Johnson-Freese said that the Chinese have read the 2001 Report of the Commission to Assess United States National Security Space Management and Organization as suggesting the inevitability that space will become a battleground. Therefore, the U.S. would be remiss not to prepare.

"They also note that in the first U.S. Space War Game in 2001, American forces were pitted against an opponent threatening a small neighbor. Subsequently, the Chinese view that they would be remiss not to prepare for the inevitability of U.S. development of space weapons."

There are lots of "inevitabilities" in both U.S. and China camps, Johnson-Freese said, that were not considered inevitabilities five years ago. "Lots of action-reaction on both sides," she added.

Targets for preemption

Dean Cheng, Research Analyst with Project Asia at the CNA Corporation in Washington, D.C., has also perused the DoD report on China.

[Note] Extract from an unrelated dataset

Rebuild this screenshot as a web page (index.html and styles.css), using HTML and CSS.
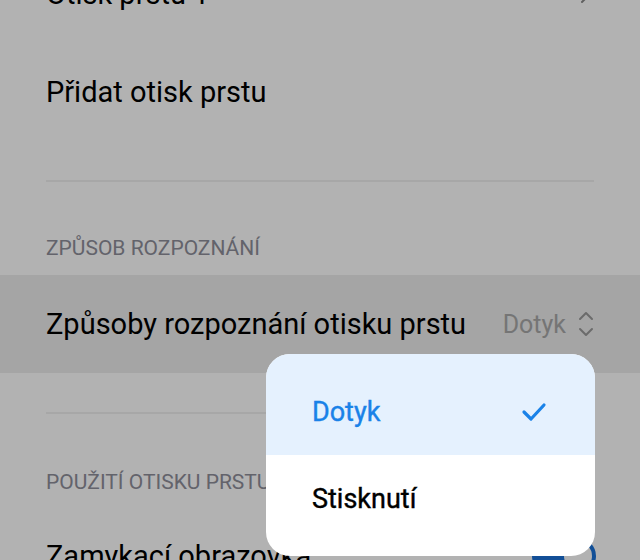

"I think that the Second Gulf War highlighted, on the one hand, the dependence of the United States on space-based systems, which China's People's Liberation Army cannot help but notice and note," Cheng said. "Space assets gave U.S. forces a significant edge, and that is something that the Chinese have noticed."

Cheng said the DoD report correctly observes that the Chinese are showing an interest in the topic of physical attack against satellites.

"It would be dangerous and foolhardy, in my opinion, to either ignore such reports, or worse to pooh-pooh them. Given the degree of American reliance on satellite systems, it would behoove us to consider the prospect of attack against our space-based infrastructure from all potential sources, and to explore and, where possible, undertake countermeasures against such possibilities," Cheng told SPACE.com.

As the DoD report notes, Cheng said, "the Chinese have highlighted space systems as targets for preemption. That should only make us pay more attention to improving the survivability of the American space force."